On the way to his dressing room, Taylor talks about how amazed he is by the high school students of today -- how all at once old and young they seem. "They're so well-formed and half-baked," he says, cracking a thin smile. "I liked 'em."
"Hi, I'm James," he says, extending his hand. It is hardly surprising to discover that James Taylor is, at the very least, a very kind, open, and warm man; you don't spend a lifetime writing about your drug addiction, the deaths in your family, and your two failed marriages only to hide when someone asks you questions about your work. That would be disingenuous, and James Taylor and that word have never met before, not even in a dark alley.
There was a moment in the late 1960s and early '70s when Taylor turned narcissism into High Art; he made his personal pain very public, and his early records were affecting -- and, to some, infuriating.

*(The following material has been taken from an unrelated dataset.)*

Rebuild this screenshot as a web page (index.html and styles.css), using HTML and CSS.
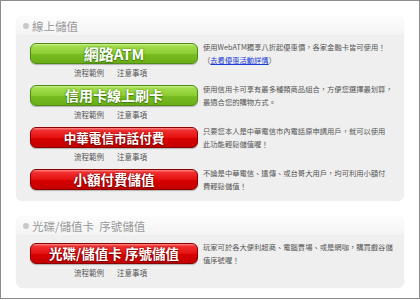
FILE: index.html
```html
<!DOCTYPE html>
<html lang="zh-Hant">
<head>
  <meta charset="UTF-8">
  <title>儲值方式</title>
  <link rel="stylesheet" href="styles.css">
</head>
<body>
  <div class="page">

    <div class="panel">
      <div class="panel-head"><span class="dot"></span>線上儲值</div>

      <div class="row">
        <div class="left">
          <a class="btn btn-green btn-lg" href="#">網路ATM</a>
          <div class="links"><a href="#">流程範例</a><a href="#">注意事項</a></div>
        </div>
        <p class="desc">使用WebATM獨享八折起優惠價，各家金融卡皆可使用！<br>（<a href="#">去看優惠活動詳情</a>）</p>
      </div>

      <div class="row">
        <div class="left">
          <a class="btn btn-green btn-md" href="#">信用卡線上刷卡</a>
          <div class="links"><a href="#">流程範例</a><a href="#">注意事項</a></div>
        </div>
        <p class="desc">使用信用卡可享有最多種類商品組合，方便您選擇最划算，<br>最適合您的購物方式。</p>
      </div>

      <div class="row">
        <div class="left">
          <a class="btn btn-red btn-sm" href="#">中華電信市話付費</a>
          <div class="links"><a href="#">流程範例</a><a href="#">注意事項</a></div>
        </div>
        <p class="desc">只要您本人是中華電信市內電話原申請用戶，就可以使用<br>此功能輕鬆儲值喔！</p>
      </div>

      <div class="row">
        <div class="left">
          <a class="btn btn-red" href="#">小額付費儲值</a>
        </div>
        <p class="desc">不論是中華電信、遠傳、或台哥大用戶，均可利用小額付<br>費輕鬆儲值！</p>
      </div>
    </div>

    <div class="panel panel-last">
      <div class="panel-head"><span class="dot"></span>光碟/儲值卡&nbsp; 序號儲值</div>

      <div class="row">
        <div class="left">
          <a class="btn btn-red" href="#">光碟/儲值卡 序號儲值</a>
          <div class="links"><a href="#">流程範例</a><a href="#">注意事項</a></div>
        </div>
        <p class="desc">玩家可於各大便利超商、電腦賣場、或是網咖，購買戲谷儲<br>值序號喔！</p>
      </div>
    </div>

  </div>
</body>
</html>
```

FILE: styles.css
```css
body {
  margin: 0;
  background: #fff;
  font-family: "Noto Sans CJK TC", "Liberation Sans", sans-serif;
}
.page {
  width: 420px;
  height: 299px;
  box-sizing: border-box;
  border: 1px solid #8c8c8c;
  padding: 16px 0 0 15px;
}
.panel {
  width: 388px;
  background: #efefef;
  border-radius: 7px;
  box-shadow: 0 0 1px #dcdcdc;
  padding-bottom: 8px;
  margin-bottom: 16px;
}
.panel-last {
  padding-bottom: 3px;
}
.panel-head {
  height: 18px;
  line-height: 18px;
  background: linear-gradient(#fcfcfc, #f4f4f4);
  border-radius: 7px 7px 4px 4px;
  color: #999;
  font-size: 11.5px;
  padding-left: 7px;
  display: flex;
  align-items: center;
  margin-bottom: 8px;
}
.dot {
  width: 6px;
  height: 6px;
  border-radius: 50%;
  background: #c8c8c8;
  margin-right: 3px;
}
.row {
  display: flex;
  align-items: flex-start;
}
.left {
  width: 168px;
  margin-left: 14px;
  margin-right: 5px;
}
.btn {
  display: block;
  height: 21px;
  box-sizing: border-box;
  border-radius: 6px;
  color: #fff;
  font-weight: bold;
  font-size: 13.5px;
  line-height: 19px;
  text-align: center;
  text-decoration: none;
  box-shadow: 0 1px 1px rgba(0, 0, 0, 0.25);
}
.btn-lg { font-size: 15px; }
.btn-md { font-size: 14px; }
.btn-sm { font-size: 12.6px; }
.btn-green {
  border: 1px solid #4f8d16;
  background: linear-gradient(#cdf28f 0%, #a2dc4c 12%, #8ccd32 50%, #78bd22 52%, #6aae18 100%);
  text-shadow: 0 0 2px #3e7a0c, 0 1px 1px #3e7a0c;
}
.btn-red {
  border: 1px solid #8a0000;
  background: linear-gradient(#ff8a8a 0%, #f03030 12%, #e61010 50%, #d80000 52%, #c40000 100%);
  text-shadow: 0 0 2px #7a0000, 0 1px 1px #7a0000;
}
.links {
  height: 21px;
  line-height: 18px;
  font-size: 7.5px;
  padding-left: 44px;
  display: flex;
  gap: 13px;
}
.links a {
  color: #555;
  text-decoration: none;
}
.desc {
  margin: -2px 0 0;
  white-space: nowrap;
  font-size: 7.3px;
  line-height: 13px;
  color: #555;
}
.desc a {
  color: #1a3bd6;
}
```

In 1971, Lester Bangs excoriated Taylor's brand of I-Rock, so called "because most of it is so relentlessly, involutedly egocentric that you finally actually stop hating the punk and just want to take the poor bastard out and get him a drink, and then kick his ass, preferably off a high cliff and into the nearest ocean." Bangs insisted his brand of soft-focus songpoems would be the death of rock and roll. Bangs never took into account that Taylor wasn't a rocker at all, but a Tin Pan Alley refugee who plumbed the depths of his tortured soul in that pretty little voice and proved there was extraordinary truth and beauty in a shitload of pain.
With the sort of wry hatred born only of backhanded affection, Bangs also used to insist that James Taylor was the folk equivalent of Lou Reed: They were dead-end junkies drooling on the street corner waiting for the man to deliver their fix; but where Reed recounted his needle fantasies in a feedback drone, Taylor told his stories of drug-induced madness in a folkie's whine. But Bangs and his ilk thought J.T. was, in the end, a wimp -- his voice as soulful as a rich white boy's can be, his lyrics as introspective as a well-read English-lit major, his guitar-playing as functional as a Timex. And maybe there was some truth to that. As Danny Kortchmar once said: "I joke that I knew James before he was sensitive." And, after all, James Taylor had a kid: Garth Brooks.
Truth is, Taylor should have long ago grown weary of performing all these songs: "How Sweet It Is," "Country Road," "Your Smiling Face," "Walking Man," and bloody so on. But he never has, if only because each time he performs some 25-year-old song, it still resonates with him. He still recalls where he was when he wrote it, why he wrote it, how he felt upon its completion, and the first time he performed it for someone. Perhaps that is the ultimate benefit of writing for yourself and, yes, about yourself: The songs always grow with you, and they are forever attached to you. They do not grow old; they merely age with you, taking on experience the way a face takes on wrinkles.